Markets News Tuesday: European businesses in China concerned about rising labour costs, competition with domestic rivals; Google makes new proposal to Chinese authorities
By Finfacts Team
Jun 29, 2010 - 9:32:08 AM
European Chamber of Commerce in China today issued the results of its annual
confidence survey of members firms and reported that European businesses in China
are concerned about rising labour costs and competition with domestic rivals is
increasing.
A slowdown in China’s and the global economy
continues to be the biggest worry for European business, according the survey of 514 respondents
issued
today at a briefing in Beijing. Concern about an economic
slowdown is easing as compared with last year, according to the
survey. China may also be losing “some of its lustre”
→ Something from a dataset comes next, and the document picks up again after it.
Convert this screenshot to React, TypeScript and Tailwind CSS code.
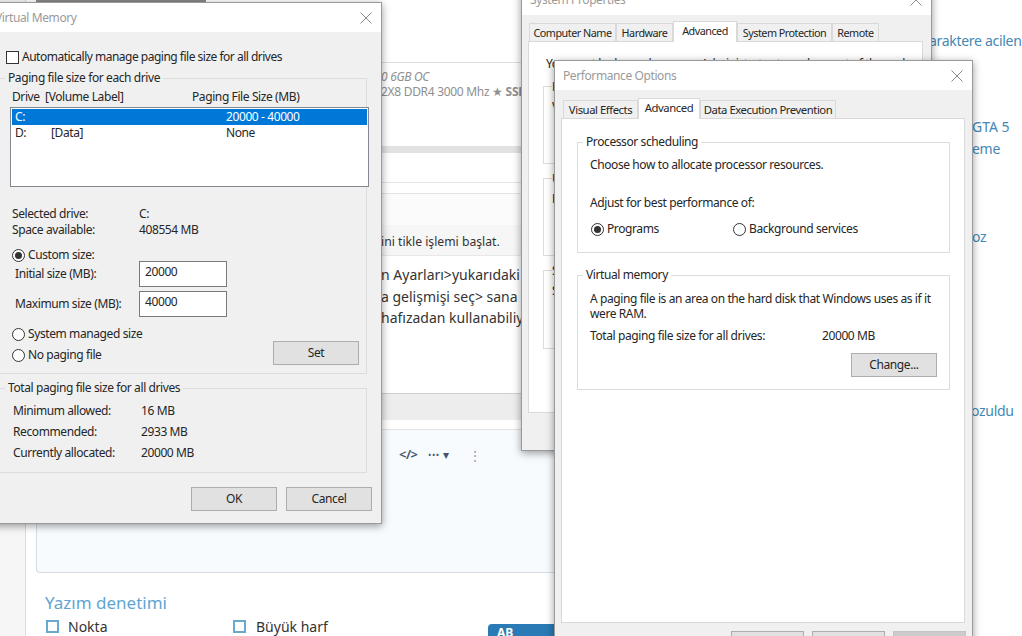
import React from "react";

const ui = "font-['Noto_Sans',sans-serif] text-[12px] leading-[16px] tracking-[-0.4px] text-[#262626]";

function Radio({ checked }: { checked?: boolean }) {
  return (
    <span className="flex h-[13px] w-[13px] shrink-0 items-center justify-center rounded-full border border-[#333] bg-white">
      {checked && <span className="h-[7px] w-[7px] rounded-full bg-[#333]" />}
    </span>
  );
}

function Btn({
  label,
  width = "w-[86px]",
  tone = "border-[#adadad] bg-[#e1e1e1]",
}: {
  label: string;
  width?: string;
  tone?: string;
}) {
  return (
    <div className={`flex h-[24px] items-center justify-center border ${width} ${tone}`}>
      {label}
    </div>
  );
}

function Group({
  title,
  className = "",
  children,
}: {
  title: string;
  className?: string;
  children: React.ReactNode;
}) {
  return (
    <fieldset className={`border border-[#dcdcdc] ${className}`}>
      <legend className="ml-[5px] px-[3px] leading-[14px]">{title}</legend>
      {children}
    </fieldset>
  );
}

function Tab({
  label,
  width,
  size,
  active,
}: {
  label: string;
  width: string;
  size: string;
  active?: boolean;
}) {
  return active ? (
    <div className={`z-10 -mb-px flex h-[21px] items-start justify-center whitespace-nowrap border border-b-0 border-[#d9d9d9] bg-white pt-[1px] ${width} ${size}`}>
      {label}
    </div>
  ) : (
    <div className={`flex h-[18px] items-center justify-center whitespace-nowrap border border-b-0 border-[#d9d9d9] bg-[#f0f0f0] ${width} ${size}`}>
      {label}
    </div>
  );
}

function CloseX() {
  return (
    <svg width="12" height="12" viewBox="0 0 12 12" className="shrink-0">
      <path d="M0.5 0.5 L11.5 11.5 M11.5 0.5 L0.5 11.5" stroke="#8a8a8a" strokeWidth="1" fill="none" />
    </svg>
  );
}

function VirtualMemory() {
  return (
    <div
      className={`absolute left-[-14px] top-[2px] z-20 flex h-[522px] w-[396px] flex-col border border-[#9a9a9a] bg-[#f0f0f0] shadow-[0_2px_8px_rgba(0,0,0,0.4)] ${ui}`}
    >
      <div className="flex h-[29px] shrink-0 items-center justify-between bg-white pl-[8px] pr-[9px] text-[#9a9a9a]">
        <span>Virtual Memory</span>
        <CloseX />
      </div>
      <div className="flex flex-col pl-[19px] pr-[9px]">
        <label className="mt-[17px] flex h-[16px] items-center gap-[3px]">
          <span className="h-[13px] w-[13px] border border-[#333] bg-white" />
          <span className="tracking-[-0.5px]">Automatically manage paging file size for all drives</span>
        </label>
        <fieldset className="-ml-[28px] mr-[5px] mt-[6px] h-[303px] border border-[#dcdcdc]">
          <legend className="ml-[26px] px-[3px] leading-[14px]">Paging file size for each drive</legend>
          <div className="mt-[4px] flex h-[16px] pl-[33px]">
            <span className="w-[180px]">Drive&nbsp; [Volume Label]</span>
            <span>Paging File Size (MB)</span>
          </div>
          <div className="ml-[31px] mr-[-3px] mt-[2px] h-[80px] border border-[#828790] bg-white p-[1px]">
            <div className="flex h-[16px] bg-[#0078d7] text-white">
              <span className="w-[214px] pl-[3px]">C:</span>
              <span>20000 - 40000</span>
            </div>
            <div className="flex h-[15px]">
              <span className="w-[39px] pl-[3px]">D:</span>
              <span className="w-[175px]">[Data]</span>
              <span>None</span>
            </div>
          </div>
          <div className="ml-[33px] mt-[19px] flex h-[16px]">
            <span className="w-[127px]">Selected drive:</span>
            <span>C:</span>
          </div>
          <div className="ml-[33px] flex h-[16px]">
            <span className="w-[127px]">Space available:</span>
            <span>408554 MB</span>
          </div>
          <div className="ml-[33px] mt-[9px] flex h-[16px] items-center gap-[3px]">
            <Radio checked />
            <span>Custom size:</span>
          </div>
          <div className="ml-[36px] mt-[-2px] flex h-[26px] items-center">
            <span className="w-[124px]">Initial size (MB):</span>
            <div className="flex h-[26px] w-[88px] items-start border border-[#7a7a7a] bg-white pl-[5px] pt-[2px]">20000</div>
          </div>
          <div className="ml-[36px] mt-[4px] flex h-[26px] items-center">
            <span className="w-[124px]">Maximum size (MB):</span>
            <div className="flex h-[26px] w-[88px] items-start border border-[#7a7a7a] bg-white pl-[5px] pt-[2px]">40000</div>
          </div>
          <div className="ml-[33px] mt-[9px] flex h-[16px] items-center gap-[3px]">
            <Radio />
            <span>System managed size</span>
          </div>
          <div className="ml-[33px] mr-[7px] mt-[-3px] flex h-[28px] items-center justify-between">
            <div className="mt-[4px] flex items-center gap-[3px]">
              <Radio />
              <span>No paging file</span>
            </div>
            <Btn label="Set" />
          </div>
        </fieldset>
        <fieldset className="-ml-[28px] mr-[5px] mt-[7px] h-[92px] border border-[#dcdcdc]">
          <legend className="ml-[26px] px-[3px] leading-[14px]">Total paging file size for all drives</legend>
          <div className="ml-[34px] mt-[5px] flex h-[21px] items-center">
            <span className="w-[128px]">Minimum allowed:</span>
            <span>16 MB</span>
          </div>
          <div className="ml-[34px] flex h-[21px] items-center">
            <span className="w-[128px]">Recommended:</span>
            <span>2933 MB</span>
          </div>
          <div className="ml-[34px] flex h-[21px] items-center">
            <span className="w-[128px]">Currently allocated:</span>
            <span>20000 MB</span>
          </div>
        </fieldset>
        <div className="mt-[14px] flex justify-end gap-[9px]">
          <Btn label="OK" />
          <Btn label="Cancel" />
        </div>
      </div>
    </div>
  );
}

const spTab = "text-[10.8px] tracking-[-0.5px]";
const poTab = "text-[11.3px] tracking-[-0.45px]";

function SystemProperties() {
  return (
    <div
      className={`absolute left-[521px] top-[-16px] z-30 flex h-[467px] w-[411px] flex-col border border-[#9a9a9a] bg-[#f0f0f0] shadow-[0_2px_8px_rgba(0,0,0,0.4)] ${ui}`}
    >
      <div className="flex h-[30px] shrink-0 items-center justify-between bg-white pl-[8px] pr-[9px] text-[#9a9a9a]">
        <span>System Properties</span>
        <CloseX />
      </div>
      <div className="mt-[6px] flex items-end pl-[7px]">
        <Tab label="Computer Name" width="w-[87px]" size={spTab} />
        <Tab label="Hardware" width="w-[57px]" size={spTab} />
        <Tab label="Advanced" width="w-[64px]" size={spTab} active />
        <Tab label="System Protection" width="w-[95px]" size={spTab} />
        <Tab label="Remote" width="w-[47px]" size={spTab} />
      </div>
      <div className="ml-[6px] mr-[8px] h-[372px] shrink-0 border border-[#d9d9d9] bg-white pl-[14px] pr-[14px]">
        <div className="ml-[3px] mt-[14px] h-[16px] whitespace-nowrap">You must be logged on as an Administrator to make most of these changes.</div>
        <div className="mt-[14px] h-[78px] border border-[#dcdcdc] pl-[8px]">
          <div className="-mt-[8px] bg-white">Performance</div>
          <div className="mt-[4px]">Visual effects</div>
        </div>
        <div className="mt-[14px] h-[78px] border border-[#dcdcdc] pl-[8px]">
          <div className="-mt-[8px] bg-white">User Profiles</div>
          <div className="mt-[4px]">Desktop settings</div>
        </div>
        <div className="mt-[14px] h-[79px] border border-[#dcdcdc] pl-[8px]">
          <div className="-mt-[8px] bg-white">Startup and Recovery</div>
          <div className="mt-[4px]">System startup</div>
        </div>
      </div>
    </div>
  );
}

function PerformanceOptions() {
  return (
    <div
      className={`absolute left-[554px] top-[60px] z-40 flex h-[590px] w-[419px] flex-col border border-[#9a9a9a] bg-[#f0f0f0] shadow-[0_2px_8px_rgba(0,0,0,0.4)] ${ui}`}
    >
      <div className="flex h-[29px] shrink-0 items-center justify-between bg-white pl-[8px] pr-[9px] text-[#9a9a9a]">
        <span>Performance Options</span>
        <CloseX />
      </div>
      <div className="mt-[8px] flex items-end pl-[8px]">
        <Tab label="Visual Effects" width="w-[75px]" size={poTab} />
        <Tab label="Advanced" width="w-[62px]" size={poTab} active />
        <Tab label="Data Execution Prevention" width="w-[136px]" size={poTab} />
      </div>
      <div className="ml-[6px] mr-[7px] h-[505px] shrink-0 border border-[#d9d9d9] bg-white pl-[15px] pr-[14px] pt-[16px]">
        <Group title="Processor scheduling" className="h-[118px]">
          <div className="ml-[12px] mt-[8px] h-[16px]">Choose how to allocate processor resources.</div>
          <div className="ml-[12px] mt-[22px] h-[16px]">Adjust for best performance of:</div>
          <div className="ml-[13px] mt-[10px] flex h-[16px] items-center">
            <div className="flex w-[142px] items-center gap-[3px]">
              <Radio checked />
              <span>Programs</span>
            </div>
            <div className="flex items-center gap-[3px]">
              <Radio />
              <span>Background services</span>
            </div>
          </div>
        </Group>
        <Group title="Virtual memory" className="mt-[15px] h-[122px]">
          <div className="ml-[12px] mr-[10px] mt-[9px] h-[30px] leading-[15px]">
            A paging file is an area on the hard disk that Windows uses as if it were RAM.
          </div>
          <div className="ml-[12px] mt-[7px] flex h-[16px]">
            <span className="w-[232px]">Total paging file size for all drives:</span>
            <span>20000 MB</span>
          </div>
          <div className="mr-[12px] mt-[9px] flex justify-end">
            <Btn label="Change..." />
          </div>
        </Group>
      </div>
      <div className="mt-[8px] flex justify-end gap-[8px] pr-[6px]">
        <Btn label="OK" width="w-[73px]" />
        <Btn label="Cancel" width="w-[73px]" />
        <Btn label="Apply" width="w-[73px]" tone="border-[#c4c4c4] bg-[#cccccc] text-[#8a8a8a]" />
      </div>
    </div>
  );
}

function PageBehind() {
  return (
    <div className="flex h-[636px] w-[1022px] font-['Noto_Sans',sans-serif] text-[14px] text-[#333]">
      <div className="w-[26px] shrink-0 border-r border-[#dcdcdc] bg-[#f6f6f6]" />
      <div className="flex w-[903px] shrink-0 flex-col overflow-hidden">
        <div className="ml-[10px] h-[2px] w-[170px] bg-[#888]" />
        <div className="h-[61px] border-b border-[#dedede] bg-white" />
        <div className="h-[84px] pl-[355px] pt-[6px] text-[12px] leading-[15px] tracking-[-0.3px] text-[#8f8f8f]">
          <div className="italic">0 6GB OC</div>
          <div className="whitespace-nowrap">
            2X8 DDR4 3000 Mhz ★ <b>SSD</b>
          </div>
        </div>
        <div className="h-[7px] bg-[#e2e2e2]" />
        <div className="h-[30px] border-b border-[#e4e4e4]" />
        <div className="h-[11px] border-b border-[#e4e4e4]" />
        <div className="h-[32px] bg-[#fbfbfb]" />
        <div className="flex h-[31px] items-center border-b border-[#e8e8e8] bg-[#f6f6f6] pl-[355px] pt-[3px] text-[12.2px]">
          ini tikle işlemi başlat.
        </div>
        <div className="h-[138px] whitespace-nowrap pl-[355px] pt-[8px] text-[14px] leading-[21.5px]">
          <div>n Ayarları&gt;yukarıdaki</div>
          <div>a gelişmişi seç&gt; sana</div>
          <div>hafızadan kullanabiliy</div>
        </div>
        <div className="h-[27px] border-t border-[#cfcfcf] bg-[#ededed]" />
        <div className="h-[10px] border-b border-[#e2e2e2]" />
        <div className="ml-[10px] h-[144px] rounded-bl border-b border-l border-[#d6dde4] bg-[#f7fbfe]">
          <div className="flex h-[50px] items-center pl-[362px] text-[#44546a]">
            <span className="w-[29px] text-[13px] font-semibold tracking-[-0.5px]">&lt;/&gt;</span>
            <span className="flex w-[40px] items-center gap-[3px] text-[9px] tracking-[0.5px]">
              •••<span className="text-[12px] tracking-normal">▾</span>
            </span>
            <span className="text-[#9aa5b1]">⋮</span>
          </div>
        </div>
        <div className="ml-[19px] mt-[18px] text-[17px] leading-[24px] text-[#5fa5d3]">Yazım denetimi</div>
        <div className="ml-[20px] mt-[1px] flex h-[20px] items-center">
          <span className="h-[13px] w-[13px] border-2 border-[#6aa9cf] bg-white" />
          <span className="ml-[9px] w-[165px]">Nokta</span>
          <span className="h-[13px] w-[13px] border-2 border-[#6aa9cf] bg-white" />
          <span className="ml-[10px] w-[232px]">Büyük harf</span>
          <span className="mt-[8px] h-[20px] w-[80px] self-start rounded-t bg-[#2a7ab5] pl-[9px] text-[12px] font-bold text-white">AB</span>
        </div>
      </div>
      <div className="flex flex-1 flex-col whitespace-nowrap text-[14px] leading-[22px] tracking-[-0.3px] text-[#4488b5]">
        <div className="mt-[30px]">araktere acilen</div>
        <div className="ml-[43px] mt-[64px] tracking-normal">GTA 5</div>
        <div className="ml-[43px]">eme</div>
        <div className="ml-[43px] mt-[66px]">oz</div>
        <div className="ml-[42px] mt-[152px]">ozuldu</div>
      </div>
    </div>
  );
}

export default function App() {
  return (
    <div className="relative h-[636px] w-[1022px] overflow-hidden bg-white">
      <PageBehind />
      <VirtualMemory />
      <SystemProperties />
      <PerformanceOptions />
    </div>
  );
}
as an investment location for European companies, the chamber
said. The survey found that 30% of respondents identified
China as currently the world’s top investment destination. When
asked how China may rank in five years, only 21% said it
would be the top investment destination, according to the
survey.
Worries were also expressed about the fairness of certain
Chinese government policies, such as those aimed at supporting "indigenous
innovation," which favour local companies and technology, have rising in the
past year even as China has emerged from the global financial crisis faster and
in better shape than other economies.
The chamber called on the Chinese government to foster
conditions that encourage European companies to continue to support China's
development "even when (economic) growth inevitably dips as the economy
matures."
Google and China: David
Drummond, Google's Corporate Development and Chief Legal Officer
commented overnight that ever since Google launched Google.cn, the search engine
for mainland Chinese users, it has done its best to increase access to
information while abiding by Chinese law. "This has not always been an easy
balance to strike, especially since our January announcement that we were no
longer willing to censor results on Google.cn.
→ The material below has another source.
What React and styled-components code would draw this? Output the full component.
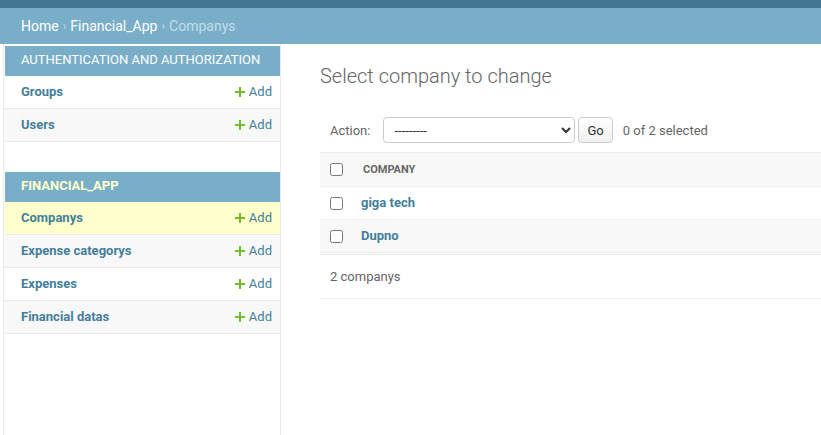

We currently automatically redirect everyone using Google.cn to
Google.com.hk, our Hong
Kong search engine. This redirect, which offers unfiltered search in simplified
Chinese, has been working well for our users and for Google. However, it’s clear
from conversations we have had with Chinese government officials that they find
the redirect unacceptable - - and that if we continue redirecting users our
Internet Content Provider license will not be renewed (it’s up for renewal on
June 30). Without an ICP license, we can’t operate a commercial website like
Google.cn -- so Google would effectively go dark in China."
Google said that’s a prospect dreaded by many of its Chinese users, who have
been vocal about their desire to keep Google.cn alive.
"We have therefore been
looking at possible alternatives, and instead of automatically redirecting all
our users, we have started taking a small percentage of them to a
landing
page on Google.cn that links to Google.com.hk - - where users can conduct
web search or continue to use Google.cn services like music and text translate,
which we can provide locally without filtering. This approach ensures we stay
true to our commitment not to censor our results on Google.cn and gives users
access to all of our services from one page.
Over the next few days we’ll end the redirect entirely, taking all our Chinese
users to our new landing page - -and today we re-submitted our ICP license
renewal application based on this approach," Drummond
said.
Google said as a company it aspires to make information available to users
everywhere, including China. "It’s why we have worked so hard to keep
Google.cn alive, as well as to continue our research and development work in
China. This new approach is consistent with our commitment not to self censor
and, we believe, with local law. We are therefore hopeful that our license will
be renewed on this basis so we can continue to offer our Chinese users services
via Google.cn," he concluded.
Incredible rally in US bonds continues:
Davy chief economist, Rossa White, comments - -"The US and German bond
markets have been flashing warning signals about riskier assets for
many weeks. Yesterday, the huge rally in US treasuries continued:
overnight the 10-year yield dipped below 3% for the first time in 14
months. It is back at levels seen in the very initial stages of
financial market recovery in early 2009. Fears that the global
outlook will lead to a deflationary trend, cemented by fiscal
retrenchment in many countries, are driving flows into the safe
haven, as it is still perceived, of US treasuries. It may take at
least two of the three key US economic releases beating expectations
to change the dynamic.
On the day before the last non-farm payroll report less than a
month ago, US 10-year treasuries were yielding 3.36%. This morning,
the yield is 2.98%. That disappointing payroll report sparked the
initial sharp rally. But a number of data misses, renewed worries
about Greece (despite the bailout), sliding Chinese leading
indicators and the trend towards fiscal retrenchment have seen heavy
buying of US (and German) government bonds. It is remarkable that
the rise in the 'core' PCE deflator exceeded expectations at +0.2%
versus +0.1% yesterday, yet treasuries were unfazed.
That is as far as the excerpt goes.